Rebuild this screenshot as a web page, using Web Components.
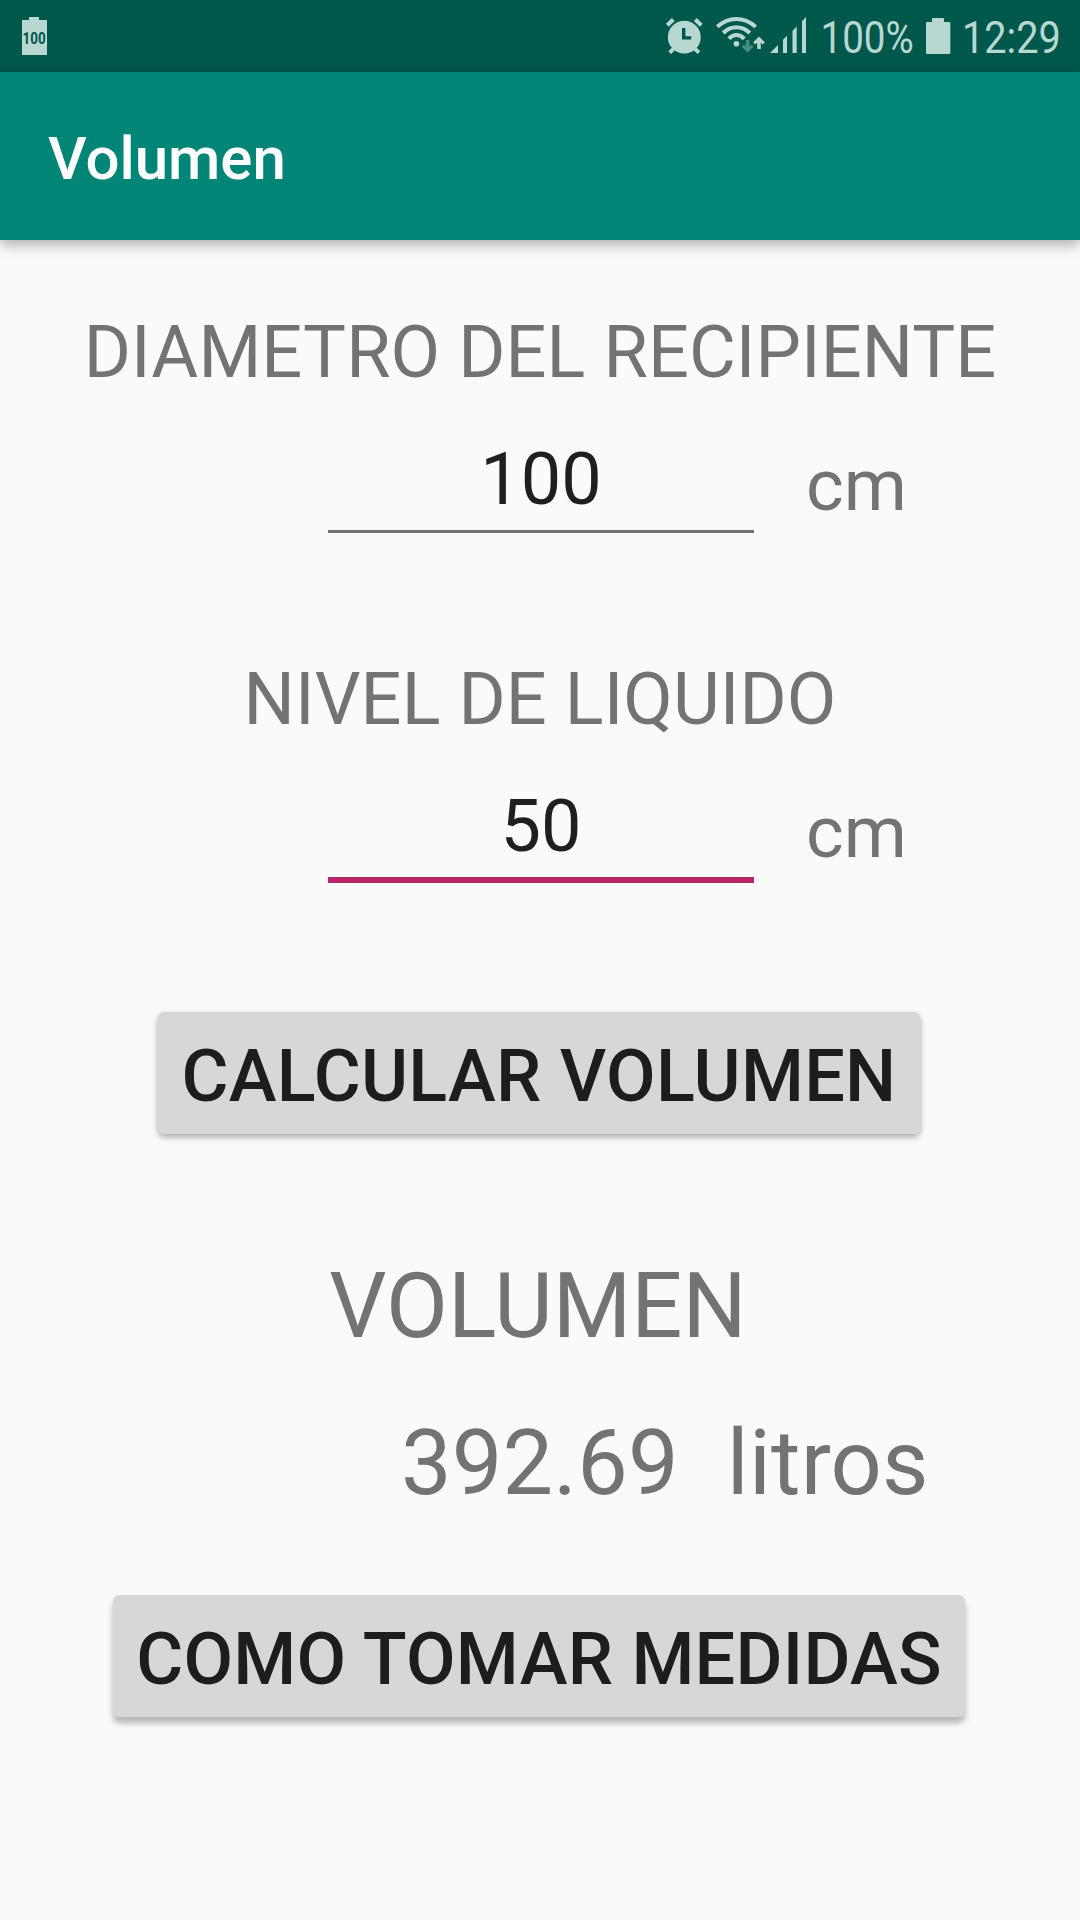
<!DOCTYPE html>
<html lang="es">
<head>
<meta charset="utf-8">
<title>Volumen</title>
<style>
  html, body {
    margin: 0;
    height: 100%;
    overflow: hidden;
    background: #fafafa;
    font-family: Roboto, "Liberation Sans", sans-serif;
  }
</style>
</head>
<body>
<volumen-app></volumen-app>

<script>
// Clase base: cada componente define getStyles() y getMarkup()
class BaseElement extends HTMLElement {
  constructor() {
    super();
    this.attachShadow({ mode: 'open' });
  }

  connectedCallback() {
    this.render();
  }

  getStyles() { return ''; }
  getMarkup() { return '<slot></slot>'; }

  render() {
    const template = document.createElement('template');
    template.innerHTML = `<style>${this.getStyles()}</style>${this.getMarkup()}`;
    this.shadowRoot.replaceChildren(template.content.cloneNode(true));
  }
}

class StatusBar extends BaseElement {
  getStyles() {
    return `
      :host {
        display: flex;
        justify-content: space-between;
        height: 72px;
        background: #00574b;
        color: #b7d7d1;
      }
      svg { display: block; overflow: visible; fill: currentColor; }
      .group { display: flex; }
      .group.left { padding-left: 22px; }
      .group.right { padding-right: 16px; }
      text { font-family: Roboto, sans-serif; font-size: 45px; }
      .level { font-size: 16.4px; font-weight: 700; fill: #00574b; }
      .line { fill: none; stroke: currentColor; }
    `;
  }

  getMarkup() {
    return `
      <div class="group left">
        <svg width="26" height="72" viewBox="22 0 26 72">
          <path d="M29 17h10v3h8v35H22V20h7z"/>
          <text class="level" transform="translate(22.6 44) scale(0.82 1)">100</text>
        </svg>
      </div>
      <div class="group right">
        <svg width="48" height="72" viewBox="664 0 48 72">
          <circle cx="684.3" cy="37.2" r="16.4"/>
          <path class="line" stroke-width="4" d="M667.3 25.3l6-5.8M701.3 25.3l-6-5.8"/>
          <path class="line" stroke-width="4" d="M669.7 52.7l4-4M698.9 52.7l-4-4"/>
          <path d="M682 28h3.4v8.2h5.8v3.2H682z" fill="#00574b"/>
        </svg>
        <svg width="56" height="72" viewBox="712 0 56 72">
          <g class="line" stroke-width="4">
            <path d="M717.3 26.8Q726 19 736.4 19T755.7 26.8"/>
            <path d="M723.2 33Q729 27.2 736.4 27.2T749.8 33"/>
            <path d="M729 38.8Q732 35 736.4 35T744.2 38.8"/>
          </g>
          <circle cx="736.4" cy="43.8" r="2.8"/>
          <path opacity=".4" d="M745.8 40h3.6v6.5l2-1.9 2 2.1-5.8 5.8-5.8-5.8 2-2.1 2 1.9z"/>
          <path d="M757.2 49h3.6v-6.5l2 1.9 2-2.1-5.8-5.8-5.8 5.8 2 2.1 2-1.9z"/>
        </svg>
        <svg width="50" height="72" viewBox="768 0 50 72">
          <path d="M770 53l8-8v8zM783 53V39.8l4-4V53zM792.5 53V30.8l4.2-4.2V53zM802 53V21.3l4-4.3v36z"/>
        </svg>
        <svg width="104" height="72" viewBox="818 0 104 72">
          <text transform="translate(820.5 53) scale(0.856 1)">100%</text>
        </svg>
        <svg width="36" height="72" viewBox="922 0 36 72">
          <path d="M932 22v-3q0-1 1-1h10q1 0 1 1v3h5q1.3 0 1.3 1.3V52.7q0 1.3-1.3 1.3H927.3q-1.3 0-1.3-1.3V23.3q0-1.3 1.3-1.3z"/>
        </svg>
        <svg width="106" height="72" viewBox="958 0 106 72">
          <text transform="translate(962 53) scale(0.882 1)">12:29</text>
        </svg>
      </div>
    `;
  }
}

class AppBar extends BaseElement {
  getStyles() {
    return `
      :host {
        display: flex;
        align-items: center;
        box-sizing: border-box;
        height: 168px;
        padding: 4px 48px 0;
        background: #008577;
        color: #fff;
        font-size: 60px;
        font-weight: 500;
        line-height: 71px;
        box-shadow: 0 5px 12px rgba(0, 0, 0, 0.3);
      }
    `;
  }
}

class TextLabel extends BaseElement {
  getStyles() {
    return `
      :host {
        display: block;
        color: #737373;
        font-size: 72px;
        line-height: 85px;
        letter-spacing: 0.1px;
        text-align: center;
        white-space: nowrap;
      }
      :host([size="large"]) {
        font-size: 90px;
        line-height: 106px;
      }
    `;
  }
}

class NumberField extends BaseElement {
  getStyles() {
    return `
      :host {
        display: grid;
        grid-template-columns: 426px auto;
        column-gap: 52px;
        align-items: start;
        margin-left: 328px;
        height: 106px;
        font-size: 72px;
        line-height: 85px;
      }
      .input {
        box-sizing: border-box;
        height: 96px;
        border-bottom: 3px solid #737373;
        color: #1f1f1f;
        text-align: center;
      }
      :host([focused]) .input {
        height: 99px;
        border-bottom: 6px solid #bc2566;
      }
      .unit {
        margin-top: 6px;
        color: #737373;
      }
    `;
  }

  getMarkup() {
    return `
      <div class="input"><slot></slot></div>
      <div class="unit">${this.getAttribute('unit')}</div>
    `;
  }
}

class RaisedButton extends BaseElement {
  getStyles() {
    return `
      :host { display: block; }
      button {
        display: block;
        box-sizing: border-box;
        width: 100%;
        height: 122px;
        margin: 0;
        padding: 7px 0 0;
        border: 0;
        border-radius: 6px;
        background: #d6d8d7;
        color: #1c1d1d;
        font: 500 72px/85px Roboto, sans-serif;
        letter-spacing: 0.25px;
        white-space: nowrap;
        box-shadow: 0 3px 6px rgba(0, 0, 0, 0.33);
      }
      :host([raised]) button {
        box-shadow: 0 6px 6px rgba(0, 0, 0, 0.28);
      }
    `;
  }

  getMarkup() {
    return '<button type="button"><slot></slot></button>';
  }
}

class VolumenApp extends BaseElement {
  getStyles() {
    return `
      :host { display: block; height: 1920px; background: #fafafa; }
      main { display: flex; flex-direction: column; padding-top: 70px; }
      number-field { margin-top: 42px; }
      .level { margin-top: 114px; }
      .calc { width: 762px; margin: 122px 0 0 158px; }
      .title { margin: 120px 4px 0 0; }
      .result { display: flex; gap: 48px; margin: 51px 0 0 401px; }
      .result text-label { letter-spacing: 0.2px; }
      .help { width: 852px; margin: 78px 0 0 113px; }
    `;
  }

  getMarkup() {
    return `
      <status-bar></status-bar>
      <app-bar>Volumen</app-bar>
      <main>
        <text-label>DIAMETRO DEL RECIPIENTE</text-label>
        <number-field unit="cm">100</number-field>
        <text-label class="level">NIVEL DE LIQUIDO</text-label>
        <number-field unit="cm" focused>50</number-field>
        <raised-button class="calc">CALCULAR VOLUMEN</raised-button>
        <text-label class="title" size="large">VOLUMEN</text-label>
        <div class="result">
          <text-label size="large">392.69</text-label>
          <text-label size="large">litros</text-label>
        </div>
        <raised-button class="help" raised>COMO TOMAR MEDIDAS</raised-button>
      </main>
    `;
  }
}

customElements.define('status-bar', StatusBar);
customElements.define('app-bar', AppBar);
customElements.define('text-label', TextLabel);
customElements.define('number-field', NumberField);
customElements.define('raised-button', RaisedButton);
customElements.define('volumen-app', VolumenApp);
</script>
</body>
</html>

* * *

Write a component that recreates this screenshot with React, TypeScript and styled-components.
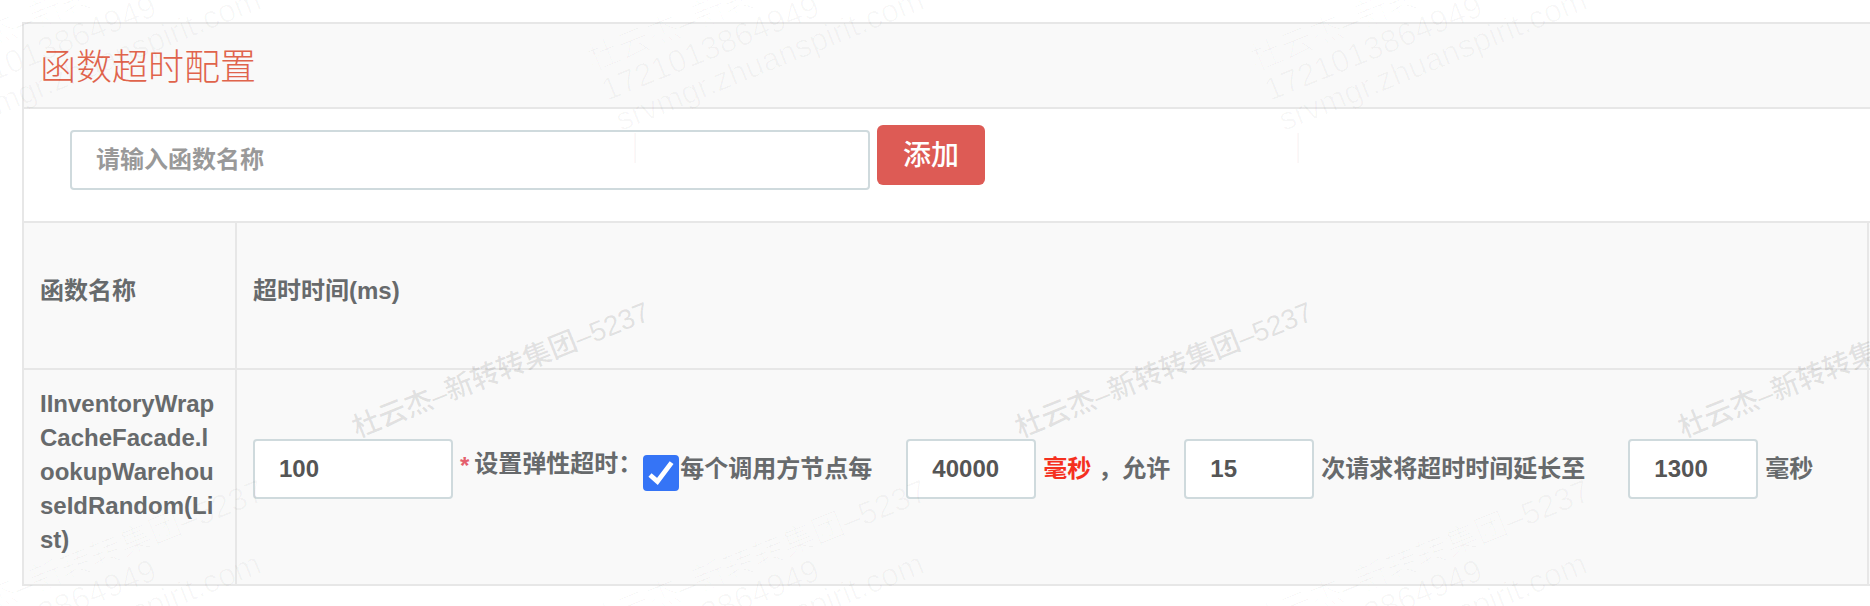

* * *

= Exercise goal =
Go back to the listing above and reproduce, exactly, the stretch from the line bearing "Rebuild this screenshot" through the line bearing "<volumen-app></volumen-app>", without its pictures.

= Written response =
Rebuild this screenshot as a web page, using Web Components.
<!DOCTYPE html>
<html lang="es">
<head>
<meta charset="utf-8">
<title>Volumen</title>
<style>
  html, body {
    margin: 0;
    height: 100%;
    overflow: hidden;
    background: #fafafa;
    font-family: Roboto, "Liberation Sans", sans-serif;
  }
</style>
</head>
<body>
<volumen-app></volumen-app>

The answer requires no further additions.